Whatever ends up on the property – and something must be developed there to create a viable downtown – it will be a major improvement over its present state: a shuttered, abandoned facility surrounded by fences to keep out intruders, a building well beyond repair.
Carousel Mall opened in 1972 as Central City Mall. It changed its name to Carousel Mall in 1991, after a children’s carousel was installed on the bottom floor.
By 2003, its three anchor tenants – Harris-Gottschalks, Montgomery Ward and JCPenney, – had all shut down, and none were replaced. Over time, the property was hurt by the growing popularity of online shopping, something all regional shopping malls have had to deal with. In its last days it became a gathering place for gang members.
It was shut down, quietly in July 2017, after years of sluggish attendance, multiple changes of ownership and failed attempts at a revival that included leasing some of the mall to office tenants.
At one point there was a proposal to remove the roof and transform the property into an outdoor facility similar to Riverside Plaza, which underwent a similar refurbishment.

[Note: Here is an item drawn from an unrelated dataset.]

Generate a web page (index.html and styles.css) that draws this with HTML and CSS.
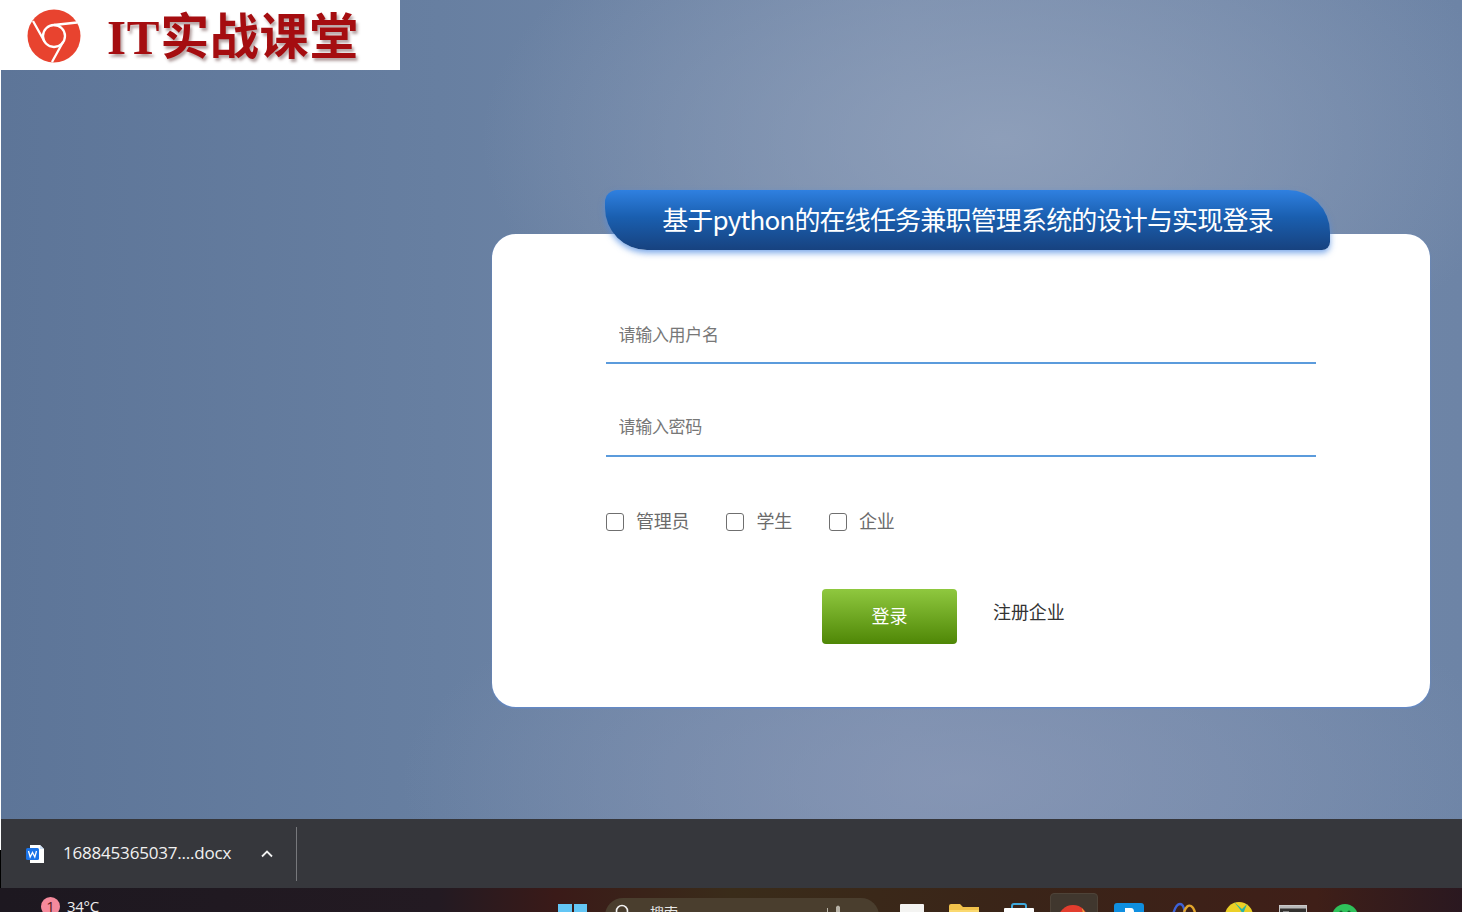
FILE: index.html
```html
<!DOCTYPE html>
<html lang="zh-CN">
<head>
<meta charset="utf-8">
<title>登录</title>
<link rel="stylesheet" href="styles.css">
</head>
<body>
<main class="stage">
  <div class="logo">
    <svg class="logo-mark" viewBox="0 0 54 54" width="54" height="54">
      <circle cx="27" cy="27" r="26.5" fill="#e8432f"/>
      <circle cx="27" cy="27" r="11" fill="none" stroke="#fff" stroke-width="2.3"/>
      <path d="M27 16 50 13.5M17.5 32.5 6 12M36 33 25 53" fill="none" stroke="#fff" stroke-width="2.3"/>
    </svg>
    <span class="logo-text">IT实战课堂</span>
  </div>
  <section class="card">
    <h1 class="tab">基于python的在线任务兼职管理系统的设计与实现登录</h1>
    <form class="form">
      <input class="field" type="text" placeholder="请输入用户名">
      <input class="field field-second" type="password" placeholder="请输入密码">
      <div class="roles">
        <label class="role role-admin"><span class="box"></span><span class="role-text">管理员</span></label>
        <label class="role role-student"><span class="box"></span><span class="role-text">学生</span></label>
        <label class="role"><span class="box"></span><span class="role-text">企业</span></label>
      </div>
      <div class="actions">
        <button class="login" type="button">登录</button>
        <a class="register">注册企业</a>
      </div>
    </form>
  </section>
</main>
<div class="downloads">
  <svg class="doc-icon" viewBox="0 0 20 20" width="20" height="20">
    <path d="M5 1H15L19 5V19H5Z" fill="#fff"/>
    <path d="M15 1L19 5H15Z" fill="#cfe0f5"/>
    <rect x="1" y="4" width="13" height="12" rx="1.5" fill="#1a73e8"/>
    <path d="M3.5 7 5.2 13 7.5 8.5 9.8 13 11.5 7" fill="none" stroke="#fff" stroke-width="1.3"/>
  </svg>
  <span class="file-name">168845365037....docx</span>
  <svg class="chevron" viewBox="0 0 12 8" width="12" height="8">
    <path d="M1 6.5 6 1.5 11 6.5" fill="none" stroke="#f1f1f1" stroke-width="1.8"/>
  </svg>
  <span class="divider"></span>
</div>
<footer class="taskbar">
  <div class="weather"><span class="badge">1</span><span>34°C</span></div>
  <div class="win"><i></i><i></i></div>
  <div class="search">
    <svg class="search-icon" viewBox="0 0 16 16" width="16" height="16">
      <circle cx="7" cy="7" r="5.5" fill="none" stroke="#f2f2f2" stroke-width="1.6"/>
    </svg>
    <span class="search-text">搜索</span>
    <svg class="tower" viewBox="0 0 24 14" width="24" height="14">
      <path d="M3 14V7H5V3H6V7H8V14ZM14 14V2Q16 -1 18 2V14Z" fill="#b9b4a8"/>
    </svg>
  </div>
  <svg class="tb tb-note" viewBox="0 0 24 12" width="24" height="12"><rect width="24" height="12" rx="1" fill="#f4f4f2"/></svg>
  <svg class="tb tb-folder" viewBox="0 0 32 12" width="32" height="12"><path d="M1 12V2Q1 0 3 0H12L15 3H31V12Z" fill="#f2c24b"/><path d="M1 12V6H31V12Z" fill="#fbd96f"/></svg>
  <svg class="tb tb-bag" viewBox="0 0 30 14" width="30" height="14"><path d="M8 7V3Q8 1 10 1H20Q22 1 22 3V7" fill="none" stroke="#3fa9dc" stroke-width="2"/><rect y="5" width="30" height="9" rx="1" fill="#fff"/></svg>
  <div class="active-slot">
    <svg viewBox="0 0 30 14" width="30" height="14"><circle cx="15" cy="15" r="15" fill="#e23d2e"/><circle cx="15" cy="15" r="6" fill="#f5d9c8"/><path d="M24 3 30 12 26 14Z" fill="#f3b33d"/></svg>
  </div>
  <svg class="tb tb-p" viewBox="0 0 30 15" width="30" height="15"><path d="M0 15V3Q0 0 3 0H27Q30 0 30 3V15Z" fill="#0f8fe0"/><path d="M11 15V5H17Q20 5 20 9T17 13H14V15Z" fill="#fff"/></svg>
  <svg class="tb tb-arc" viewBox="0 0 28 17" width="28" height="17"><path d="M2 17Q5 2 10 2T15 17" fill="none" stroke="#3d62d8" stroke-width="2.4"/><path d="M14 10Q17 2 21 4T26 17" fill="none" stroke="#e2a62c" stroke-width="2.4"/></svg>
  <svg class="tb tb-ball" viewBox="0 0 28 16" width="28" height="16"><circle cx="14" cy="14" r="14" fill="#ecd026"/><path d="M9 0 17 7 22 2 18 12 14 6Z" fill="#27b4a6"/></svg>
  <svg class="tb tb-term" viewBox="0 0 28 12" width="28" height="12"><rect x=".5" y=".5" width="27" height="12" fill="#33312f" stroke="#c9c9c9"/><rect x="1" y="1" width="26" height="2.5" fill="#b9b9b9"/><path d="M4 7H10" stroke="#ddd"/></svg>
  <svg class="tb tb-chat" viewBox="0 0 26 14" width="26" height="14"><circle cx="13" cy="13" r="13" fill="#2fc25b"/><circle cx="9" cy="8" r="1.6" fill="#14632e"/><circle cx="17" cy="8" r="1.6" fill="#14632e"/></svg>
</footer>
</body>
</html>
```
FILE: styles.css
```css
* { box-sizing: border-box; }
html, body { margin: 0; height: 912px; overflow: hidden; }
body {
  display: flex;
  flex-direction: column;
  font-family: "Noto Sans CJK SC", "Liberation Sans", sans-serif;
  background: #1b1a1d;
}
.stage {
  position: relative;
  height: 819px;
  display: flex;
  justify-content: flex-end;
  align-items: flex-start;
  padding: 234px 32px 0 0;
  border-left: 1px solid #fff;
  background:
    radial-gradient(ellipse 520px 280px at 1000px 140px, rgba(146,162,188,.85), rgba(146,162,188,0) 100%),
    radial-gradient(ellipse 560px 230px at 960px 780px, rgba(140,154,184,.7), rgba(140,154,184,0) 100%),
    linear-gradient(90deg, #5d7598 0%, #677fa1 30%, #768bab 62%, #6d84a6 100%);
}
.logo {
  position: absolute;
  top: 0;
  left: -1px;
  width: 400px;
  height: 70px;
  padding-left: 27px;
  display: flex;
  align-items: center;
  background: #fff;
}
.logo-mark { flex: none; margin-top: 2px; }
.logo-text {
  margin: 5px 0 0 26px;
  font-family: "Liberation Serif", "Noto Sans CJK SC", serif;
  font-size: 49px;
  font-weight: 700;
  line-height: 65px;
  letter-spacing: .7px;
  white-space: nowrap;
  color: #a50d10;
  text-shadow: 2px 3px 3px rgba(90,50,50,.45);
}
.card {
  position: relative;
  width: 938px;
  height: 473px;
  padding: 0 114px;
  background: #fff;
  border-radius: 24px;
  box-shadow: 0 1px 2px #5f8ad0;
}
.tab {
  position: absolute;
  top: -44px;
  left: 113px;
  width: 725px;
  height: 60px;
  margin: 0;
  padding: 13px 0 0 0;
  text-align: center;
  font-size: 26px;
  font-weight: 400;
  line-height: 32px;
  letter-spacing: -.82px;
  white-space: nowrap;
  color: #fff;
  background: linear-gradient(#2f80e0, #1a5fb0 45%, #17427f);
  border-radius: 12px 42px 8px 42px;
  box-shadow: 0 3px 6px rgba(80,140,225,.75);
}
.form { display: flex; flex-direction: column; }
.field {
  display: block;
  width: 710px;
  height: 60px;
  margin-top: 70px;
  padding: 0 12.5px;
  border: 0;
  border-bottom: 2px solid #5b9bdc;
  outline: 0;
  background: transparent;
  font: inherit;
  font-size: 17px;
  letter-spacing: -.3px;
  color: #333;
}
.field-second { margin-top: 33px; padding-bottom: 2px; }
.field::placeholder { color: #777; opacity: 1; }
.roles {
  display: flex;
  align-items: center;
  height: 26px;
  margin-top: 52px;
  font-size: 18px;
  letter-spacing: -.2px;
  color: #6b6b6b;
}
.role { display: flex; align-items: center; white-space: nowrap; }
.role-text { margin-bottom: 4px; }
.role-admin { margin-right: 37px; }
.role-student { margin-right: 37px; }
.box {
  width: 18px;
  height: 18px;
  margin-right: 12px;
  border: 1.5px solid #6f6f6f;
  border-radius: 3px;
  background: #fff;
}
.actions {
  display: flex;
  align-items: flex-start;
  margin-top: 54px;
  padding-left: 216px;
}
.login {
  width: 135px;
  height: 55px;
  border: 0;
  border-radius: 4px;
  background: linear-gradient(#8fc83f, #4f8706);
  font: inherit;
  font-size: 18px;
  color: #fff;
  padding: 0 0 4px;
}
.register {
  margin: 8px 0 0 36px;
  font-size: 18px;
  line-height: 28px;
  letter-spacing: -.1px;
  color: #333;
}
.downloads {
  height: 69px;
  display: flex;
  align-items: center;
  padding-left: 25px;
  background:
    linear-gradient(#fff, #fff) 0 0 / 1px 31px no-repeat,
    linear-gradient(#000, #000) 0 31px / 1px 100% no-repeat,
    #36373c;
  color: #f1f1f1;
  font-family: "Open Sans", "Liberation Sans", sans-serif;
}
.doc-icon { flex: none; }
.file-name {
  width: 180px;
  margin: -2px 0 0 18px;
  font-size: 17px;
  letter-spacing: -.2px;
  white-space: nowrap;
}
.chevron { flex: none; margin-left: 18px; }
.divider {
  width: 1px;
  height: 54px;
  margin-left: 23px;
  background: #77787c;
}
.taskbar {
  position: relative;
  height: 24px;
  display: flex;
  align-items: flex-start;
  overflow: hidden;
  background: linear-gradient(90deg, #1d1820 0%, #231a22 30%, #3a1a18 38%, #3a2c1a 50%, #3a2418 70%, #3f1f18 90%, #2a1820 100%);
  color: #eee;
  font-family: "Open Sans", "Liberation Sans", sans-serif;
}
.weather {
  display: flex;
  align-items: center;
  gap: 7px;
  margin: 8px 0 0 41px;
  font-size: 15px;
  letter-spacing: -.3px;
  line-height: 20px;
  width: 517px;
}
.badge {
  width: 19px;
  height: 19px;
  border-radius: 50%;
  background: #f58a9c;
  color: #5a1a20;
  font-size: 15px;
  line-height: 19px;
  text-align: center;
}
.win {
  flex: none;
  width: 29px;
  height: 30px;
  margin-top: 16px;
  display: flex;
  gap: 2px;
}
.win i { flex: 1; height: 13px; background: #63c6f5; }
.search {
  flex: none;
  width: 274px;
  height: 36px;
  margin: 10px 0 0 18px;
  padding-left: 10px;
  display: flex;
  align-items: flex-start;
  border-radius: 18px;
  background: #4a3e2e;
}
.search-icon { flex: none; margin-top: 6px; }
.search-text {
  width: 172px;
  margin: 4px 0 0 19px;
  font-family: "Noto Sans CJK SC", sans-serif;
  font-size: 14px;
  line-height: 20px;
  color: #e8e8e8;
}
.tower { flex: none; margin-top: 7px; }
.tb { flex: none; margin-top: 16px; }
.tb-note { margin-left: 21px; }
.tb-folder { margin-left: 24px; }
.tb-bag { margin-left: 24px; margin-top: 15px; }
.active-slot {
  flex: none;
  width: 48px;
  height: 30px;
  margin: 5px 0 0 16px;
  padding: 11px 0 0 7px;
  border: 1px solid #4e4338;
  border-radius: 4px;
  background: #40372e;
}
.active-slot svg { display: block; }
.tb-p { margin-left: 16px; margin-top: 15px; }
.tb-arc { margin-left: 26px; margin-top: 14px; }
.tb-ball { margin-left: 27px; margin-top: 14px; }
.tb-term { margin-left: 26px; margin-top: 17px; }
.tb-chat { margin-left: 25px; margin-top: 16px; }
```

That was never tried, nor was filling the mall with international tenants, an idea mall management briefly considered, but never implemented, in the early 2000’s.
When it closed, Carousel Mall had only 14 tenants, none of them anchors.
Once it became obvious that the mall could not be saved, San Bernardino officials declared that they wanted a mix of retail, residential and office development on the site. Three years ago, the city hired a consulting firm to help it put a deal together, to no avail.
Now it has two major proposals to consider, and there’s a sense of urgency in city hall to get something done soon, Councilman Theodore Sanchez said.
“I think they’re two pretty fascinating projects, but we are at the whims of the market,” said Sanchez, a council member for two and a half years. “The window is open now, but it feels like it might be closing.”